-- Start Records for the task --
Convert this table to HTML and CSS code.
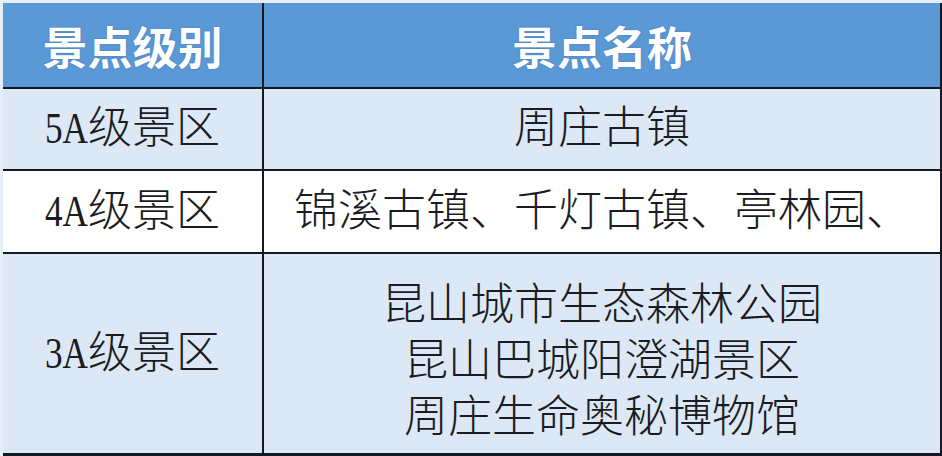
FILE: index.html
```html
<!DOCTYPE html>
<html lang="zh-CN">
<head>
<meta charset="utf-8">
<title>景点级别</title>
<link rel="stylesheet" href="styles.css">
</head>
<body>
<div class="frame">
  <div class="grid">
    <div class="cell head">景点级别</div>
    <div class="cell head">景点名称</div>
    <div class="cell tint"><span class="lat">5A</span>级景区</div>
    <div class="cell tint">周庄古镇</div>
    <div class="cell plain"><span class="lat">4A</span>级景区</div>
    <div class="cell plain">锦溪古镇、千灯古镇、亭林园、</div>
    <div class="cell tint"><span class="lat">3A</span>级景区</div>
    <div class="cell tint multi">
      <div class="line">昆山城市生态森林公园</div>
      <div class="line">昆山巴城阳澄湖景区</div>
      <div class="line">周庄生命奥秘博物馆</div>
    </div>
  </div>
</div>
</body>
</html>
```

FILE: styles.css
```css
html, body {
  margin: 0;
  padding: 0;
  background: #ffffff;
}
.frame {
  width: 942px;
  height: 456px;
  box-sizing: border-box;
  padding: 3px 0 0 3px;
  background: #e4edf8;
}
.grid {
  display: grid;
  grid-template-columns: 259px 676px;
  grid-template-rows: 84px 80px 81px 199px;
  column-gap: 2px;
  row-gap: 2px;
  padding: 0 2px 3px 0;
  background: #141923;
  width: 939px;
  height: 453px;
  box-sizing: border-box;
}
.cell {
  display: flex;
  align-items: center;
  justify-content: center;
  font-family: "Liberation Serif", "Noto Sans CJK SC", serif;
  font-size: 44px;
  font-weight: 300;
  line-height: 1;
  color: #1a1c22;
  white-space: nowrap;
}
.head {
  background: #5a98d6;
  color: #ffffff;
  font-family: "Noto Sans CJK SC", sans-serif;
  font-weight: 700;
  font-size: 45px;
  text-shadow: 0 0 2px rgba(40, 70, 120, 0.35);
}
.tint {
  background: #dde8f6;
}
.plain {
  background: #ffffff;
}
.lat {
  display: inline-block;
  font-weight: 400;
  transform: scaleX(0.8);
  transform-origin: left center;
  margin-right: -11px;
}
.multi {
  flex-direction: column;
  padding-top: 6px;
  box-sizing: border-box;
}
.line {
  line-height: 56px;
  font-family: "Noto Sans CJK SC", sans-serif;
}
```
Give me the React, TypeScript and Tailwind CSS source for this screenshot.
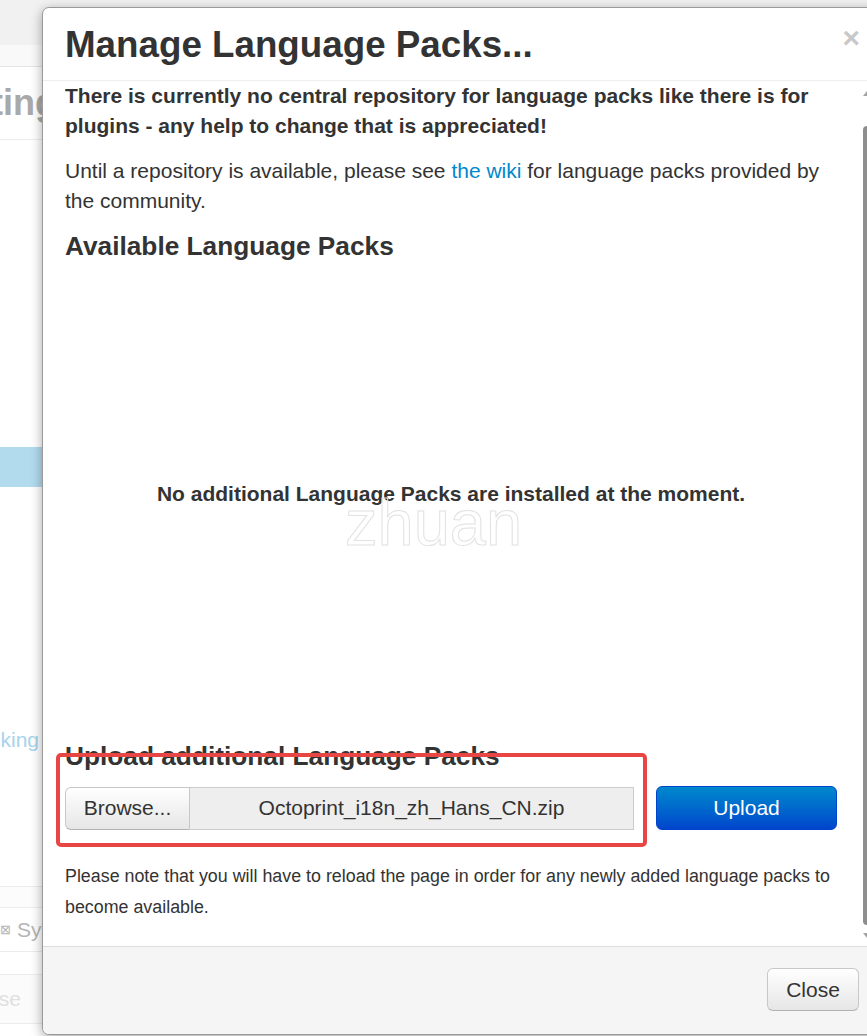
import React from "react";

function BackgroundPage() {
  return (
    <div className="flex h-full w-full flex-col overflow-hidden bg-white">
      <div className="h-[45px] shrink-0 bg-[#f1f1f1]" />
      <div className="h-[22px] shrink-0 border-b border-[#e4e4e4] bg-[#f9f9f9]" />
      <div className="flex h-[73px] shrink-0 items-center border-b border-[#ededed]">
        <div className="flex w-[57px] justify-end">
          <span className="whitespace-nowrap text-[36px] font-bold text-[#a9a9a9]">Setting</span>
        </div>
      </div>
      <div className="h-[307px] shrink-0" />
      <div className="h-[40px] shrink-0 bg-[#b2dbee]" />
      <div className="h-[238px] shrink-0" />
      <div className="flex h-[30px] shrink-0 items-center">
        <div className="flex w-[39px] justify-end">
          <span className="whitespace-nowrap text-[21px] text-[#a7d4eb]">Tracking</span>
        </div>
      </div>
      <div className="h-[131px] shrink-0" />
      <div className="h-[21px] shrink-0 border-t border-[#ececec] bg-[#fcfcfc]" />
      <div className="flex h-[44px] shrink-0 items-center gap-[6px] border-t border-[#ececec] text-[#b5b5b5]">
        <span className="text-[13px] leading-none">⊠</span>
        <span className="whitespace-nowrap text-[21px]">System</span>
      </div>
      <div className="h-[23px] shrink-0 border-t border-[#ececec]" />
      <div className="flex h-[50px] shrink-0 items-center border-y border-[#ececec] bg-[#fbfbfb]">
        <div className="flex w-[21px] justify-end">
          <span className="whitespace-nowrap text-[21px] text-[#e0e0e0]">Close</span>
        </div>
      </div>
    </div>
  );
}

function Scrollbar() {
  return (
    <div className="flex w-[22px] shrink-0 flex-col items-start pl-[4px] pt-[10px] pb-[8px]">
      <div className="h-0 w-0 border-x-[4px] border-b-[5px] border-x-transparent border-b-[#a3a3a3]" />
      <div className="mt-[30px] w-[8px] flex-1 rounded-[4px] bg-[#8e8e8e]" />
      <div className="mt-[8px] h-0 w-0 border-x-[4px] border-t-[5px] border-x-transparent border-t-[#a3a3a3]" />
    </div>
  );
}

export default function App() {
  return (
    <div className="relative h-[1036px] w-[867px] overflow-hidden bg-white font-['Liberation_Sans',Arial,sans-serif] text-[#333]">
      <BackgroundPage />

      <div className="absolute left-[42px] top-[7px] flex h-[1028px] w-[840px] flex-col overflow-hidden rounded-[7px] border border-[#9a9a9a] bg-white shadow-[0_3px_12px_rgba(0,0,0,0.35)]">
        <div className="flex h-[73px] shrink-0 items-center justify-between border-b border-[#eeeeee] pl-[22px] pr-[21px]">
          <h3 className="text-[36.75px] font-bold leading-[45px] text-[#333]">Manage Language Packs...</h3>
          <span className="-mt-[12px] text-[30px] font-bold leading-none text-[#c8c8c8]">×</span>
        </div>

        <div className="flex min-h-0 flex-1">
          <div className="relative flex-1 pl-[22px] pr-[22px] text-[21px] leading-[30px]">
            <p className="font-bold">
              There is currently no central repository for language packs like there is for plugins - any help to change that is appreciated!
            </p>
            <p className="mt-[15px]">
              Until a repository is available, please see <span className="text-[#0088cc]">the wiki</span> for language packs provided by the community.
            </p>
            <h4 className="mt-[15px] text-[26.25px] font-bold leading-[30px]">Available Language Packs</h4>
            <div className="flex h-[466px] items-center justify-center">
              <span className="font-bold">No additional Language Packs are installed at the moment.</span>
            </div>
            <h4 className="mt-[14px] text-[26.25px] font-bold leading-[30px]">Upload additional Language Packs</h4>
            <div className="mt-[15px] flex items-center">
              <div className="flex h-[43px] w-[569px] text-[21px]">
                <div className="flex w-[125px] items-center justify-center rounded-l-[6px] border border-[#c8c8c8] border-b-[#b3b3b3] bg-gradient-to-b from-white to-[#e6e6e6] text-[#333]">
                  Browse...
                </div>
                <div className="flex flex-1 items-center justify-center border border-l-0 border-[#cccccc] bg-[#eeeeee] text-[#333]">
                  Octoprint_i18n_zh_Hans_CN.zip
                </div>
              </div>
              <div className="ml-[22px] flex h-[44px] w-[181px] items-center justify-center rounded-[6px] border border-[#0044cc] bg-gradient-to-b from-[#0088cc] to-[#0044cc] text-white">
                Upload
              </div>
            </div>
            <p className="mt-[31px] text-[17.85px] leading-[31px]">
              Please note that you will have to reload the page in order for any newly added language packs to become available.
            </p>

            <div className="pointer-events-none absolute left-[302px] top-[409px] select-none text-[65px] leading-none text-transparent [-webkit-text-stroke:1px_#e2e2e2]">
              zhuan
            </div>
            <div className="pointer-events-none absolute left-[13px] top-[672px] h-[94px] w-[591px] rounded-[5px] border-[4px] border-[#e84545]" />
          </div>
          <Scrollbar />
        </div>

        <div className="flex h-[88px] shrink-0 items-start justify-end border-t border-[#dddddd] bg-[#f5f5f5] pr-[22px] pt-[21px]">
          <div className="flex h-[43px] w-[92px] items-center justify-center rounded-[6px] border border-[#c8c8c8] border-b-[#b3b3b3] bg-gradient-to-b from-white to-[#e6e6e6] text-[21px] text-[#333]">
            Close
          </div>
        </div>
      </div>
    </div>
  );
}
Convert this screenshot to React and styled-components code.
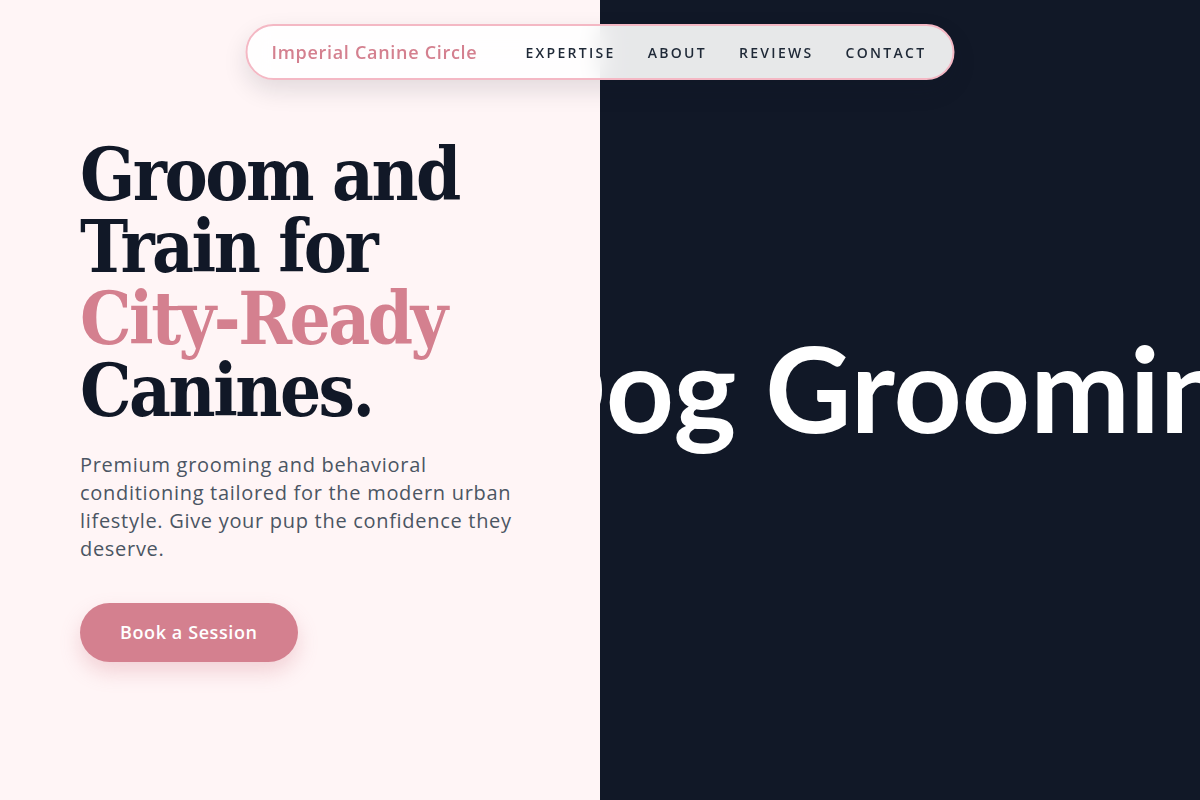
-- End Records for the task --
## Instruction
Every entry above is to be set down exactly; the pictures are to be left out.

## Expected answer
Convert this table to HTML and CSS code.
FILE: index.html
```html
<!DOCTYPE html>
<html lang="zh-CN">
<head>
<meta charset="utf-8">
<title>景点级别</title>
<link rel="stylesheet" href="styles.css">
</head>
<body>
<div class="frame">
  <div class="grid">
    <div class="cell head">景点级别</div>
    <div class="cell head">景点名称</div>
    <div class="cell tint"><span class="lat">5A</span>级景区</div>
    <div class="cell tint">周庄古镇</div>
    <div class="cell plain"><span class="lat">4A</span>级景区</div>
    <div class="cell plain">锦溪古镇、千灯古镇、亭林园、</div>
    <div class="cell tint"><span class="lat">3A</span>级景区</div>
    <div class="cell tint multi">
      <div class="line">昆山城市生态森林公园</div>
      <div class="line">昆山巴城阳澄湖景区</div>
      <div class="line">周庄生命奥秘博物馆</div>
    </div>
  </div>
</div>
</body>
</html>
```

FILE: styles.css
```css
html, body {
  margin: 0;
  padding: 0;
  background: #ffffff;
}
.frame {
  width: 942px;
  height: 456px;
  box-sizing: border-box;
  padding: 3px 0 0 3px;
  background: #e4edf8;
}
.grid {
  display: grid;
  grid-template-columns: 259px 676px;
  grid-template-rows: 84px 80px 81px 199px;
  column-gap: 2px;
  row-gap: 2px;
  padding: 0 2px 3px 0;
  background: #141923;
  width: 939px;
  height: 453px;
  box-sizing: border-box;
}
.cell {
  display: flex;
  align-items: center;
  justify-content: center;
  font-family: "Liberation Serif", "Noto Sans CJK SC", serif;
  font-size: 44px;
  font-weight: 300;
  line-height: 1;
  color: #1a1c22;
  white-space: nowrap;
}
.head {
  background: #5a98d6;
  color: #ffffff;
  font-family: "Noto Sans CJK SC", sans-serif;
  font-weight: 700;
  font-size: 45px;
  text-shadow: 0 0 2px rgba(40, 70, 120, 0.35);
}
.tint {
  background: #dde8f6;
}
.plain {
  background: #ffffff;
}
.lat {
  display: inline-block;
  font-weight: 400;
  transform: scaleX(0.8);
  transform-origin: left center;
  margin-right: -11px;
}
.multi {
  flex-direction: column;
  padding-top: 6px;
  box-sizing: border-box;
}
.line {
  line-height: 56px;
  font-family: "Noto Sans CJK SC", sans-serif;
}
```
Give me the React, TypeScript and Tailwind CSS source for this screenshot.
import React from "react";

function BackgroundPage() {
  return (
    <div className="flex h-full w-full flex-col overflow-hidden bg-white">
      <div className="h-[45px] shrink-0 bg-[#f1f1f1]" />
      <div className="h-[22px] shrink-0 border-b border-[#e4e4e4] bg-[#f9f9f9]" />
      <div className="flex h-[73px] shrink-0 items-center border-b border-[#ededed]">
        <div className="flex w-[57px] justify-end">
          <span className="whitespace-nowrap text-[36px] font-bold text-[#a9a9a9]">Setting</span>
        </div>
      </div>
      <div className="h-[307px] shrink-0" />
      <div className="h-[40px] shrink-0 bg-[#b2dbee]" />
      <div className="h-[238px] shrink-0" />
      <div className="flex h-[30px] shrink-0 items-center">
        <div className="flex w-[39px] justify-end">
          <span className="whitespace-nowrap text-[21px] text-[#a7d4eb]">Tracking</span>
        </div>
      </div>
      <div className="h-[131px] shrink-0" />
      <div className="h-[21px] shrink-0 border-t border-[#ececec] bg-[#fcfcfc]" />
      <div className="flex h-[44px] shrink-0 items-center gap-[6px] border-t border-[#ececec] text-[#b5b5b5]">
        <span className="text-[13px] leading-none">⊠</span>
        <span className="whitespace-nowrap text-[21px]">System</span>
      </div>
      <div className="h-[23px] shrink-0 border-t border-[#ececec]" />
      <div className="flex h-[50px] shrink-0 items-center border-y border-[#ececec] bg-[#fbfbfb]">
        <div className="flex w-[21px] justify-end">
          <span className="whitespace-nowrap text-[21px] text-[#e0e0e0]">Close</span>
        </div>
      </div>
    </div>
  );
}

function Scrollbar() {
  return (
    <div className="flex w-[22px] shrink-0 flex-col items-start pl-[4px] pt-[10px] pb-[8px]">
      <div className="h-0 w-0 border-x-[4px] border-b-[5px] border-x-transparent border-b-[#a3a3a3]" />
      <div className="mt-[30px] w-[8px] flex-1 rounded-[4px] bg-[#8e8e8e]" />
      <div className="mt-[8px] h-0 w-0 border-x-[4px] border-t-[5px] border-x-transparent border-t-[#a3a3a3]" />
    </div>
  );
}

export default function App() {
  return (
    <div className="relative h-[1036px] w-[867px] overflow-hidden bg-white font-['Liberation_Sans',Arial,sans-serif] text-[#333]">
      <BackgroundPage />

      <div className="absolute left-[42px] top-[7px] flex h-[1028px] w-[840px] flex-col overflow-hidden rounded-[7px] border border-[#9a9a9a] bg-white shadow-[0_3px_12px_rgba(0,0,0,0.35)]">
        <div className="flex h-[73px] shrink-0 items-center justify-between border-b border-[#eeeeee] pl-[22px] pr-[21px]">
          <h3 className="text-[36.75px] font-bold leading-[45px] text-[#333]">Manage Language Packs...</h3>
          <span className="-mt-[12px] text-[30px] font-bold leading-none text-[#c8c8c8]">×</span>
        </div>

        <div className="flex min-h-0 flex-1">
          <div className="relative flex-1 pl-[22px] pr-[22px] text-[21px] leading-[30px]">
            <p className="font-bold">
              There is currently no central repository for language packs like there is for plugins - any help to change that is appreciated!
            </p>
            <p className="mt-[15px]">
              Until a repository is available, please see <span className="text-[#0088cc]">the wiki</span> for language packs provided by the community.
            </p>
            <h4 className="mt-[15px] text-[26.25px] font-bold leading-[30px]">Available Language Packs</h4>
            <div className="flex h-[466px] items-center justify-center">
              <span className="font-bold">No additional Language Packs are installed at the moment.</span>
            </div>
            <h4 className="mt-[14px] text-[26.25px] font-bold leading-[30px]">Upload additional Language Packs</h4>
            <div className="mt-[15px] flex items-center">
              <div className="flex h-[43px] w-[569px] text-[21px]">
                <div className="flex w-[125px] items-center justify-center rounded-l-[6px] border border-[#c8c8c8] border-b-[#b3b3b3] bg-gradient-to-b from-white to-[#e6e6e6] text-[#333]">
                  Browse...
                </div>
                <div className="flex flex-1 items-center justify-center border border-l-0 border-[#cccccc] bg-[#eeeeee] text-[#333]">
                  Octoprint_i18n_zh_Hans_CN.zip
                </div>
              </div>
              <div className="ml-[22px] flex h-[44px] w-[181px] items-center justify-center rounded-[6px] border border-[#0044cc] bg-gradient-to-b from-[#0088cc] to-[#0044cc] text-white">
                Upload
              </div>
            </div>
            <p className="mt-[31px] text-[17.85px] leading-[31px]">
              Please note that you will have to reload the page in order for any newly added language packs to become available.
            </p>

            <div className="pointer-events-none absolute left-[302px] top-[409px] select-none text-[65px] leading-none text-transparent [-webkit-text-stroke:1px_#e2e2e2]">
              zhuan
            </div>
            <div className="pointer-events-none absolute left-[13px] top-[672px] h-[94px] w-[591px] rounded-[5px] border-[4px] border-[#e84545]" />
          </div>
          <Scrollbar />
        </div>

        <div className="flex h-[88px] shrink-0 items-start justify-end border-t border-[#dddddd] bg-[#f5f5f5] pr-[22px] pt-[21px]">
          <div className="flex h-[43px] w-[92px] items-center justify-center rounded-[6px] border border-[#c8c8c8] border-b-[#b3b3b3] bg-gradient-to-b from-white to-[#e6e6e6] text-[21px] text-[#333]">
            Close
          </div>
        </div>
      </div>
    </div>
  );
}
Convert this screenshot to React and styled-components code.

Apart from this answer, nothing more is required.